» **Aim**
Lift out each line of the data that holds "styles".

[Start of Data section]

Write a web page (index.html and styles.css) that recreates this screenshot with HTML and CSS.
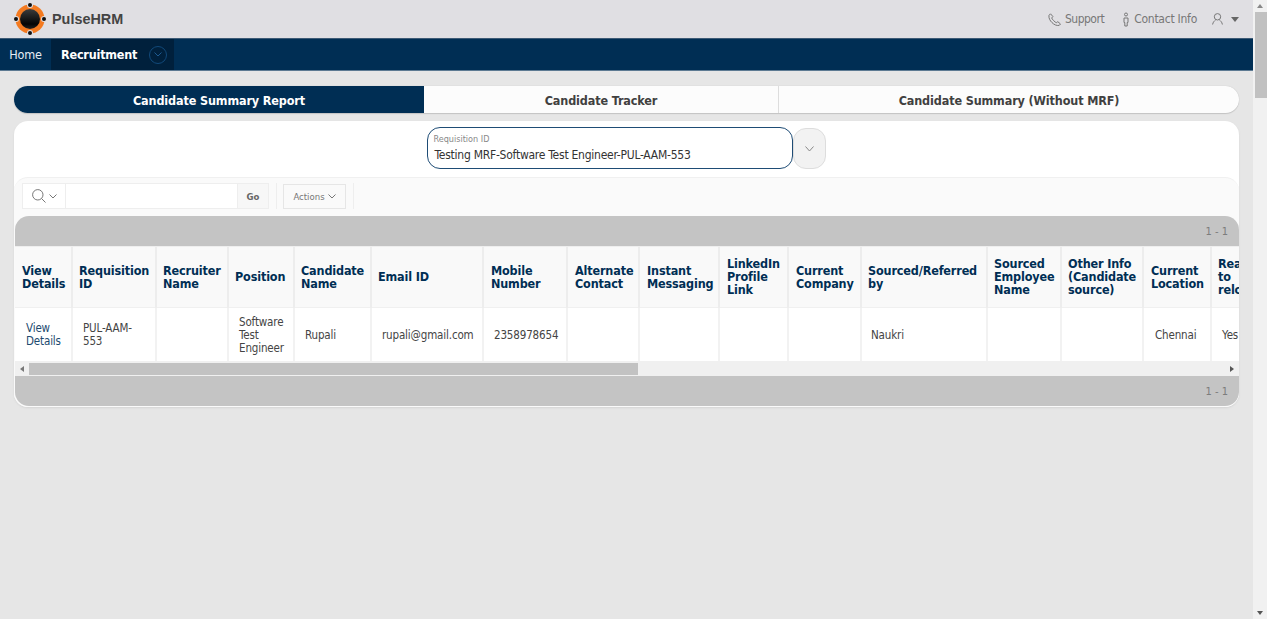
FILE: index.html
```html
<!DOCTYPE html>
<html lang="en">
<head>
<meta charset="utf-8">
<title>PulseHRM</title>
<link rel="stylesheet" href="styles.css">
</head>
<body>
<div class="page">
  <header class="topbar">
    <div class="brand">
      <svg class="logo" width="36" height="36" viewBox="0 0 36 36">
        <defs><linearGradient id="ball" x1="0" y1="0" x2="0" y2="1"><stop offset="0" stop-color="#3c3c3c"/><stop offset="0.75" stop-color="#050505"/><stop offset="1" stop-color="#222"/></linearGradient></defs>
        <circle cx="17" cy="18" r="14.5" fill="#f47a20"/>
        <circle cx="17" cy="18" r="10" fill="url(#ball)"/>
        <circle cx="17" cy="4" r="3" fill="#e0dfe3"/><circle cx="17" cy="32" r="3" fill="#e0dfe3"/>
        <circle cx="3" cy="18" r="3" fill="#e0dfe3"/><circle cx="31" cy="18" r="3" fill="#e0dfe3"/>
        <circle cx="17" cy="4" r="2" fill="#111"/><circle cx="17" cy="32" r="2" fill="#111"/>
        <circle cx="3" cy="18" r="2" fill="#111"/><circle cx="31" cy="18" r="2" fill="#111"/>
      </svg>
      <span class="brand-name">PulseHRM</span>
    </div>
    <nav class="util">
      <a class="util-item util-support"><svg width="13" height="13" viewBox="0 0 13 13" fill="none" stroke="#777" stroke-width="1"><path d="M2.500.8 1 2.300c-.5 2.800 1 5.300 3 7.300 2 2 4.600 3.300 7.200 2.800l1.300-1.400-2.700-2.300-1.500 1C7.200 9.400 3.900 6.100 3.700 5l1.200-1.500Z"/></svg>Support</a>
      <a class="util-item util-contact"><svg width="8" height="15" viewBox="0 0 8 15" fill="none" stroke="#777" stroke-width="1"><circle cx="4" cy="2.500" r="1.500"/><path d="M2 6h4v4.500H5.200V14H2.800v-3.500H2Z"/></svg>Contact Info</a>
      <a class="util-item user"><svg width="11" height="12" viewBox="0 0 11 12" fill="none" stroke="#777" stroke-width="1"><circle cx="5.500" cy="3.800" r="3.200"/><path d="M.6 11.500c.4-2.500 2-3.800 2.900-4.400M10.400 11.500c-.4-2.500-2-3.800-2.900-4.400"/></svg><span class="caret"></span></a>
    </nav>
  </header>
  <nav class="mainnav">
    <a class="nav-home">Home</a>
    <div class="nav-active">
      <span>Recruitment</span>
      <span class="nav-toggle"><svg width="8" height="5" viewBox="0 0 8 5" fill="none" stroke="#1d5a90" stroke-width="1"><path d="M.5.5 4 4 7.500.5"/></svg></span>
    </div>
  </nav>
  <main class="content">
    <div class="tabs">
      <a class="tab tab-on">Candidate Summary Report</a>
      <a class="tab tab-mid">Candidate Tracker</a>
      <a class="tab tab-last">Candidate Summary (Without MRF)</a>
    </div>
    <section class="card">
      <div class="filter">
        <div class="select">
          <label class="select-label">Requisition ID</label>
          <div class="select-value">Testing MRF-Software Test Engineer-PUL-AAM-553</div>
        </div>
        <button class="select-btn"><svg width="9" height="6" viewBox="0 0 9 6" fill="none" stroke="#888" stroke-width="1"><path d="M.5.500 4.500 5 8.500.500"/></svg></button>
      </div>
      <div class="report">
        <div class="toolbar">
          <div class="search">
            <span class="search-col">
              <svg width="14" height="14" viewBox="0 0 14 14" fill="none" stroke="#777" stroke-width="1"><circle cx="5.800" cy="5.800" r="5.200"/><path d="M9.500 9.500 13.500 13.500"/></svg>
              <svg width="8" height="5" viewBox="0 0 8 5" fill="none" stroke="#777" stroke-width="1"><path d="M.5.500 4 4 7.500.500"/></svg>
            </span>
            <span class="search-input"></span>
            <span class="search-go">Go</span>
          </div>
          <span class="tool-sep"></span>
          <span class="actions">Actions <svg width="8" height="5" viewBox="0 0 8 5" fill="none" stroke="#777" stroke-width="1"><path d="M.5.500 4 4 7.500.500"/></svg></span>
          <span class="tool-sep tool-sep-end"></span>
        </div>
        <div class="band band-top"><span>1 - 1</span></div>
        <div class="table-wrap">
          <table class="grid">
            <colgroup>
              <col class="c1"><col class="c2"><col class="c3"><col class="c4"><col class="c5"><col class="c6"><col class="c7"><col class="c8"><col class="c9"><col class="c10"><col class="c11"><col class="c12"><col class="c13"><col class="c14"><col class="c15"><col class="c16">
            </colgroup>
            <thead>
              <tr>
                <th>View Details</th><th>Requisition ID</th><th>Recruiter Name</th><th>Position</th><th>Candidate Name</th><th>Email ID</th><th>Mobile Number</th><th>Alternate Contact</th><th>Instant Messaging</th><th>LinkedIn Profile Link</th><th>Current Company</th><th>Sourced/Referred by</th><th>Sourced Employee Name</th><th>Other Info (Candidate source)</th><th>Current Location</th><th>Ready to relocate</th>
              </tr>
            </thead>
            <tbody>
              <tr>
                <td><a class="link">View Details</a></td><td>PUL-AAM-553</td><td></td><td>Software Test Engineer</td><td>Rupali</td><td>rupali@gmail.com</td><td>2358978654</td><td></td><td></td><td></td><td></td><td>Naukri</td><td></td><td></td><td>Chennai</td><td>Yes</td>
              </tr>
            </tbody>
          </table>
        </div>
        <div class="hscroll">
          <span class="arrow-l"></span>
          <div class="hscroll-track"><div class="hscroll-thumb"></div></div>
          <span class="arrow-r"></span>
        </div>
        <div class="band band-bottom"><span>1 - 1</span></div>
      </div>
    </section>
  </main>
</div>
<aside class="vscroll">
  <span class="v-up"></span>
  <div class="v-track"><div class="v-thumb"></div></div>
  <span class="v-down"></span>
</aside>
</body>
</html>
```
FILE: styles.css
```css
* { box-sizing: border-box; }
html, body { margin: 0; height: 100%; overflow: hidden; }
body {
  display: flex;
  width: 1267px;
  height: 619px;
  background: #e6e6e6;
  font-family: "DejaVu Sans", sans-serif;
  font-stretch: condensed;
  color: #404040;
}
.page { width: 1253px; display: flex; flex-direction: column; }

.topbar {
  height: 38px;
  background: #e0dfe3;
  display: flex;
  align-items: center;
  justify-content: space-between;
  padding: 0 14px 0 13px;
}
.brand { display: flex; align-items: center; gap: 3px; }
.logo { display: block; }
.brand-name { font-family: "Liberation Sans", sans-serif; font-weight: 700; font-size: 14.400px; color: #444; }
.util { display: flex; align-items: center; gap: 17px; }
.util-item { display: flex; align-items: center; gap: 4px; font-size: 12px; letter-spacing: -0.25px; color: #777; }
.util-support { letter-spacing: -0.5px; }
.util-contact { margin-left: 1px; }
.util-item.user { gap: 8px; margin-left: -2px; }
.caret { width: 0; height: 0; border-left: 4px solid transparent; border-right: 4px solid transparent; border-top: 5px solid #666; }

.mainnav {
  height: 33px;
  background: #002e54;
  border-top: 1px solid #3d5a75;
  border-bottom: 1px solid #5d7a92;
  display: flex;
  align-items: stretch;
  color: #fff;
  font-size: 12.500px;
  letter-spacing: -0.2px;
}
.nav-home { width: 51px; display: flex; align-items: center; justify-content: center; color: #e6edf3; }
.nav-active {
  width: 123px;
  background: #00203c;
  display: flex;
  align-items: center;
  padding-left: 10px;
  gap: 12px;
  font-weight: 700;
}
.nav-toggle {
  width: 18px;
  height: 18px;
  border-radius: 50%;
  border: 1px solid #11497a;
  display: flex;
  align-items: center;
  justify-content: center;
}

.content { padding: 15px 14px 0; }

.tabs {
  height: 27px;
  display: flex;
  border-radius: 14px;
  background: #fcfcfc;
  box-shadow: 0 1px 1px #c4c4c4, 0 0 1px #bbb;
  font-size: 12.500px;
  letter-spacing: -0.13px;
  font-weight: 700;
  overflow: hidden;
}
.tab { display: flex; align-items: center; justify-content: center; padding-top: 1px; }
.tab-on { width: 410px; background: #002e54; color: #fff; }
.tab-mid { width: 355px; border-right: 1px solid #ddd; }
.tab-last { flex: 1; }

.card {
  margin-top: 8px;
  background: #fff;
  border-radius: 14px;
  box-shadow: 0 1px 2px #d4d4d4;
  height: 286px;
  display: flex;
  flex-direction: column;
  overflow: hidden;
}
.filter {
  height: 56px;
  padding-top: 6px;
  display: flex;
  justify-content: center;
  align-items: flex-start;
  padding-right: 1px;
}
.select {
  width: 366px;
  height: 42px;
  border: 1px solid #1e4c75;
  border-radius: 13px;
  padding: 6px 6px 0;
  background: #fff;
}
.select-label { display: block; font-size: 9px; line-height: 11px; color: #888; }
.select-value { font-size: 12px; letter-spacing: -0.25px; line-height: 16px; margin-top: 2px; padding-left: 1px; color: #333; }
.select-btn {
  width: 33px;
  height: 41px;
  margin-top: 1px;
  border: 1px solid #ddd;
  border-radius: 13px;
  background: #f2f2f2;
  padding: 0;
  display: flex;
  align-items: center;
  justify-content: center;
}

.report {
  flex: 1;
  border-radius: 14px 14px 0 0;
  background: #fafafa;
  border-top: 1px solid #f0f0f0;
  display: flex;
  flex-direction: column;
  min-height: 0;
}
.toolbar { height: 38px; padding: 5px 0 0 8px; display: flex; align-items: flex-start; }
.search {
  width: 247px;
  height: 26px;
  display: flex;
  border: 1px solid #eee;
  background: #fff;
}
.search-col {
  width: 43px;
  display: flex;
  align-items: center;
  justify-content: center;
  gap: 3px;
  border-right: 1px solid #eee;
}
.search-input { flex: 1; }
.search-go {
  width: 31px;
  border-left: 1px solid #eee;
  background: #f7f7f7;
  font-size: 9.500px;
  font-weight: 700;
  color: #666;
  display: flex;
  align-items: center;
  justify-content: center;
}
.tool-sep { width: 1px; height: 26px; margin-left: 7px; background: #eee; }
.tool-sep-end { margin-left: 7px; }
.actions {
  width: 63px;
  height: 25px;
  margin: 1px 0 0 6px;
  border: 1px solid #e6e6e6;
  background: #fafafa;
  font-size: 9.500px;
  color: #777;
  display: flex;
  align-items: center;
  justify-content: center;
  gap: 3px;
}
.band {
  height: 30px;
  margin-left: 1px;
  background: #c4c4c4;
  color: #7c7c7c;
  font-size: 11px;
  display: flex;
  align-items: center;
  justify-content: flex-end;
  padding-right: 11px;
  flex: none;
}
.band-top { border-radius: 14px 14px 0 0; padding-top: 1px; }
.band-bottom { border-radius: 0 0 14px 14px; }

.table-wrap { overflow: hidden; margin-left: 1px; flex: none; border-top: 1px solid #eee; }
.grid { border-collapse: collapse; table-layout: fixed; width: 1256px; background: #fff; }
.c1 { width: 57px; } .c2 { width: 84px; } .c3 { width: 72px; } .c4 { width: 66px; }
.c5 { width: 77px; } .c6 { width: 112px; } .c7 { width: 84px; } .c8 { width: 72px; }
.c9 { width: 80px; } .c10 { width: 69px; } .c11 { width: 73px; } .c12 { width: 126px; }
.c13 { width: 74px; } .c14 { width: 82px; } .c15 { width: 68px; } .c16 { width: 71px; }
.grid th {
  height: 60px;
  background: #f9f9f9;
  color: #002e54;
  font-size: 12.500px;
  letter-spacing: -0.15px;
  line-height: 13px;
  font-weight: 700;
  text-align: left;
  padding: 0 4px 0 6px;
  border-left: 2px solid #ededed;
  border-bottom: 1px solid #f0f0f0;
}
.grid th:last-child { padding-right: 20px; }
.grid td {
  height: 54px;
  font-size: 11.500px;
  letter-spacing: -0.15px;
  line-height: 13px;
  color: #444;
  padding: 2px 10px 0 10px;
  border-left: 2px solid #f2f2f2;
}
.grid th:first-child, .grid td:first-child { border-left: 0; }
.grid th:first-child { padding-left: 7px; }
.grid td:first-child { padding-left: 11px; }
.grid th:nth-child(n+7):nth-child(-n+11), .grid th:nth-child(15) { padding-left: 7px; }
.grid td:nth-child(12) { padding-left: 9px; }
.grid td:nth-child(15) { padding-left: 11px; }
.link { color: #1d4a70; }

.hscroll { height: 15px; margin-left: 1px; background: #f0f0f0; display: flex; align-items: center; flex: none; }
.arrow-l { width: 14px; display: flex; justify-content: center; }
.arrow-l::before { content: ""; border-right: 4px solid #777; border-top: 3px solid transparent; border-bottom: 3px solid transparent; }
.arrow-r { width: 14px; display: flex; justify-content: center; }
.arrow-r::before { content: ""; border-left: 4px solid #555; border-top: 3px solid transparent; border-bottom: 3px solid transparent; }
.hscroll-track { flex: 1; height: 12px; }
.hscroll-thumb { width: 609px; height: 12px; background: #c2c2c2; }

.vscroll { width: 14px; background: #f1f1f1; display: flex; flex-direction: column; align-items: center; }
.v-up, .v-down { height: 12px; display: flex; align-items: center; justify-content: center; }
.v-up::before { content: ""; border-bottom: 4px solid #888; border-left: 3.500px solid transparent; border-right: 3.500px solid transparent; }
.v-down::before { content: ""; border-top: 4px solid #555; border-left: 3.500px solid transparent; border-right: 3.500px solid transparent; }
.v-track { flex: 1; width: 100%; }
.v-thumb { width: 12px; margin-left: 2px; height: 86px; background: #c1c1c1; }
```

[End of Data section]

» **Exercise solution**
Write a web page (index.html and styles.css) that recreates this screenshot with HTML and CSS.
<link rel="stylesheet" href="styles.css">
FILE: styles.css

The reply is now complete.